Proboszcz z Aleppo: obawiamy się ataków w Boże Narodzenie

„Wojna wcale się nie zakończyła. Obawiamy się masakr w noc Bożego Narodzenia”. Tak doniesienia światowych mediów na temat sytuacji w Aleppo komentuje proboszcz franciszkańskiej parafii w tym mieście. O. Ibrahim Alsabagh zauważa, że mimo rozejmu wciąż słychać odgłosy spadających pocisków i nie ma żadnych sprawdzonych informacji o tym, co dzieje się na terenach opuszczanych przez rebeliantów.
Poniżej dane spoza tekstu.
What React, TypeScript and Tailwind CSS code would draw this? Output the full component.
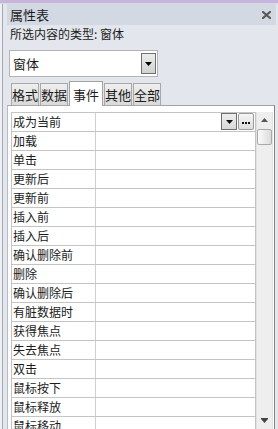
import { useState } from "react";

const EVENTS = [
  "成为当前",
  "加载",
  "单击",
  "更新后",
  "更新前",
  "插入前",
  "插入后",
  "确认删除前",
  "删除",
  "确认删除后",
  "有脏数据时",
  "获得焦点",
  "失去焦点",
  "双击",
  "鼠标按下",
  "鼠标释放",
  "鼠标移动",
];

const TABS = [
  { label: "格式", w: "w-[28px]" },
  { label: "数据", w: "w-[28px]" },
  { label: "事件", w: "w-[34px]" },
  { label: "其他", w: "w-[28px]" },
  { label: "全部", w: "w-[28px]" },
];

function DownArrow({ className }: { className?: string }) {
  return (
    <svg width="7" height="4" viewBox="0 0 7 4" className={className}>
      <path d="M0 0h7L3.5 4z" fill="currentColor" />
    </svg>
  );
}

function PropertyRow({ label, first }: { label: string; first: boolean }) {
  return (
    <div className="flex h-[19px] border-b border-[#c4c4c4]">
      <div className="w-[84px] shrink-0 border-r border-[#cfcfcf] pl-[1px] text-[12px] leading-[18px] whitespace-nowrap">
        {label}
      </div>
      <div className="flex w-[160px] shrink-0 items-start justify-end gap-px border-r border-[#c4c4c4] pr-px">
        {first && (
          <>
            <div className="flex h-[17px] w-[16px] items-center justify-center border border-[#6f6f6f] bg-gradient-to-b from-[#eeeeee] to-[#d9d9d9] text-[#111]">
              <DownArrow />
            </div>
            <div className="flex h-[17px] w-[16px] items-center justify-center gap-px rounded-[2px] border border-[#9c9c9c] bg-gradient-to-b from-[#f4f4f4] to-[#dedede] pt-[3px]">
              <span className="h-[2px] w-[2px] bg-[#111]" />
              <span className="h-[2px] w-[2px] bg-[#111]" />
              <span className="h-[2px] w-[2px] bg-[#111]" />
            </div>
          </>
        )}
      </div>
    </div>
  );
}

function ScrollBar() {
  return (
    <div className="flex h-[317px] w-[17px] shrink-0 flex-col items-center border-x border-[#e2e2e2] bg-[#eeeeee]">
      <div className="mt-[6px] flex h-[4px] items-center text-[#555]">
        <DownArrow className="rotate-180" />
      </div>
      <div className="mt-[7px] h-[16px] w-[15px] rounded-[2px] border border-[#a9a9a9] bg-gradient-to-r from-[#fafafa] to-[#dcdcdc]" />
      <div className="flex-1" />
      <div className="mb-[6px] flex flex-col items-center text-[#444]">
        <div className="h-px w-[7px] bg-[#444]" />
        <DownArrow />
      </div>
    </div>
  );
}

export default function App() {
  const [tab, setTab] = useState("事件");

  return (
    <div className="flex h-[429px] w-[278px] flex-col overflow-hidden bg-[#e9ecf0] font-['Noto_Sans_CJK_SC','Noto_Sans',sans-serif] text-[#1b1b1b]">
      <div className="h-[3px] shrink-0 bg-[#c6b6dc]" />
      <div className="h-px shrink-0 bg-[#dcd5e8]" />

      <div className="flex min-h-0 flex-1">
        <div className="w-[2px] shrink-0 bg-[#eef0f3]" />
        <div className="w-px shrink-0 bg-[#a3a9b1]" />

        <div className="flex min-w-0 flex-1 flex-col bg-[#e3e7ed]">
          {/* title */}
          <div className="ml-[4px] mr-[2px] flex h-[21px] shrink-0 items-center justify-between bg-[#d3d9e2] pl-[3px] pr-[5px]">
            <span className="text-[13px] leading-none">属性表</span>
            <svg width="9" height="8" viewBox="0 0 9 8" className="mt-[1px]">
              <path d="M1 1l7 6M8 1L1 7" stroke="#585858" strokeWidth="2.2" strokeLinecap="square" />
            </svg>
          </div>

          <div className="h-[18px] shrink-0 pl-[7px] text-[12px] leading-[18px] whitespace-nowrap">
            所选内容的类型: 窗体
          </div>

          {/* object combo */}
          <div className="ml-[6px] mt-[7px] flex h-[27px] w-[149px] shrink-0 items-center justify-between border border-[#b3b3b3] bg-white pl-[3px] pr-px">
            <span className="text-[13px] leading-none">窗体</span>
            <div className="flex h-[21px] w-[15px] items-center justify-center border border-[#707070] bg-gradient-to-b from-[#ececec] to-[#d2d2d2] text-black">
              <DownArrow />
            </div>
          </div>

          {/* tabs */}
          <div className="relative z-10 ml-[8px] mt-[4px] -mb-px flex h-[25px] shrink-0 items-end gap-px">
            {TABS.map((t) => {
              const active = t.label === tab;
              return (
                <button
                  key={t.label}
                  onClick={() => setTab(t.label)}
                  className={
                    active
                      ? `${t.w} flex h-[25px] items-center justify-center border border-b-0 border-[#a2a2a2] bg-white text-[13px] leading-none`
                      : `${t.w} flex h-[23px] items-center justify-center border border-[#a8a8a8] bg-gradient-to-b from-[#efefef] to-[#d9d9d9] text-[13px] leading-none`
                  }
                >
                  {t.label}
                </button>
              );
            })}
          </div>

          {/* property sheet */}
          <div className="ml-[4px] flex w-[268px] flex-1 flex-col border-l border-r border-t border-l-[#b7bcc3] border-r-[#848484] border-t-[#a2a2a2] bg-white pl-[3px] pr-px pt-[6px]">
            <div className="flex">
              <div className="flex flex-col border-l border-t border-[#c4c4c4]">
                {EVENTS.map((e, i) => (
                  <PropertyRow key={e} label={e} first={i === 0} />
                ))}
              </div>
              <ScrollBar />
            </div>
          </div>
        </div>
      </div>
    </div>
  );
}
Podkreśla zarazem, że pojawiły się informacje o tym, iż podczas zbliżających się świąt islamscy fundamentaliści przygotowują zintensyfikowany atak bombowy na kościoły, co mogłoby spowodować ogromną masakrę. Stąd też m.in. Msza Pasterska sprawowana będzie w Aleppo po południu, by ludzie jeszcze za dnia mogli wrócić do swych domów. Franciszkanin apeluje też do chrześcijan na całym świecie o nieustanną modlitwę za Aleppo i o kontynuowanie pomocy humanitarnej, bez której, jak mówi, mieszkańcy tego miasta nie mają szans na przeżycie.

Informacje KEP

dodane 15.12.2016 23:48

„Mimo trwającego dramatu Syryjscy chrześcijanie przygotowują się do świąt. Chcemy zanieść prawdziwą radość Jezusa tym, którzy obecnie przeżywają chwile zwątpienia, smutku i bólu, czy też stracili już nadzieję na jakąkolwiek przyszłość dla siebie” – podkreśla melchicki patriarcha Grzegorz III Laham. Zauważa zarazem, że choć obecnie syryjscy chrześcijanie kroczą drogą cierpienia, to nie zamierzają się poddać i opuścić swej ojczyzny, tylko pragną budować jej lepszą przyszłość. „Warunkiem tego jest pilne przywrócenie pokoju” – mówi patriarcha wyjawiając, że w czasie świąt jeszcze bardziej zostaną zintensyfikowane modlitwy o zakończenie wojny.

Tymczasem z różnych stron słychać głosy negatywnie oceniające dotychczasową postawę świata wobec wojny w Syrii. „Wspólnota międzynarodowa ogranicza się do deklaracji i głosów oburzenia pomijając całkowicie ludzki aspekt tragedii wyniszczającej Aleppo” – piszą biskupi Francji wytykając niewystarczające działania w obliczu tej ogromnej tragedii humanitarnej wyniszczającej mieszkańców tego syryjskiego miasta. Zadając retoryczne pytanie: „Kto z nas będzie mógł powiedzieć, że nie wiedział?” wypominają światu, że choć wie o dramacie Syrii od lat, to nie podjął wystarczających wysiłków w celu obrony niewinnej ludności cywilnej. Konkretnym przykładem tej bierności są niewysłuchane apele o otwarcie korytarzy humanitarnych, którymi ludność cywilna mogłaby bezpiecznie uciec przed działaniami wojennymi, o niebombardowanie szpitali i szkół, czy też o umożliwienie dostarczenia potrzebującym niezbędnej żywności i lekarstw.